The newest participant in this national day of No Kill is Animal Care and Control of New York City. On Jun 10 there will be no “at risk” list. On Jun 11, there will be no euthanasias performed, there will be extended adoption hours, there will be greatly reduced adoption fees, there will be outreach in the form of an adoptions vehicle going to a major urban center, and there will be a focus on reaching out to the public and inviting them in – especially through a social media presence that has been growing steadily more engaging.
This is important; to my mind representing an acknowledgement by NYCACC of a direction, a goal: this is where we’re going.
I know it’s very difficult to see this in the middle of kitten season, but NYCACC is actually improving. The April numbers imply a live release rate for the month somewhere on the upper end of the 80th percentile – it’s hard to say exactly where they are as NYCACC still will not provide numbers in the standard Asilomar reporting format – and neither will Maddie’s Fund, who requires NYCACC to produce those numbers but hasn’t made them publicly available since 2011. Both organizations have a lot to say about transparency and I would hope that one or both will soon publish the shelter’s recent numbers soon to fulfill that commitment to transparency. In the fall, when the ASPCA’s recently announced kitten nursery opens, we will hopefully see further improvement statistics even during upcoming kitten season(s).
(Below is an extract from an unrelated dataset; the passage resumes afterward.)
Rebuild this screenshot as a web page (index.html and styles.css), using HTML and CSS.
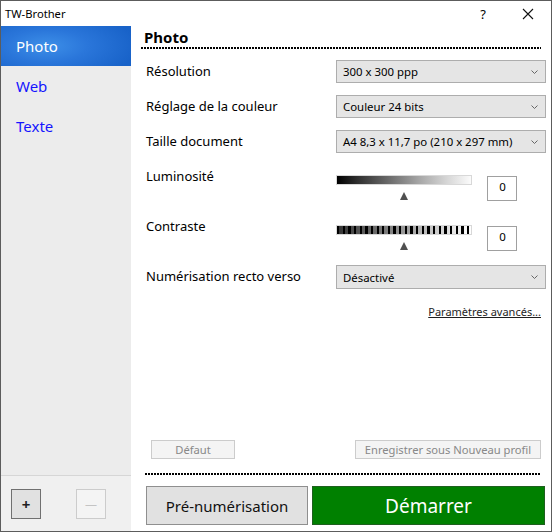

There will be detractors who say that the commitment to Just One Day doesn’t matter, that animals will simply be moved to another day – but they miss the point. By coupling a suspension of the kill list with a focused effort to get more animals into homes, with adoptions promotions, with extended hours, with more opportunities for animals to leave the shelter – well, I can guarantee you that it won’t be a typical Wednesday.
I am not, historically, what one might call a huge fan of NYCACC. But I do see improvements, I do have hope, and I do believe, strongly, that when there is an opportunity to save animals that opportunity should be exploited and supported.
So participate. Pull on the evening of Monday, Jun 9. Adopt. Spread the word. Let’s get as many animals in homes as we can – together – and someday, in New York City as everywhere else, Just One Day will be every day.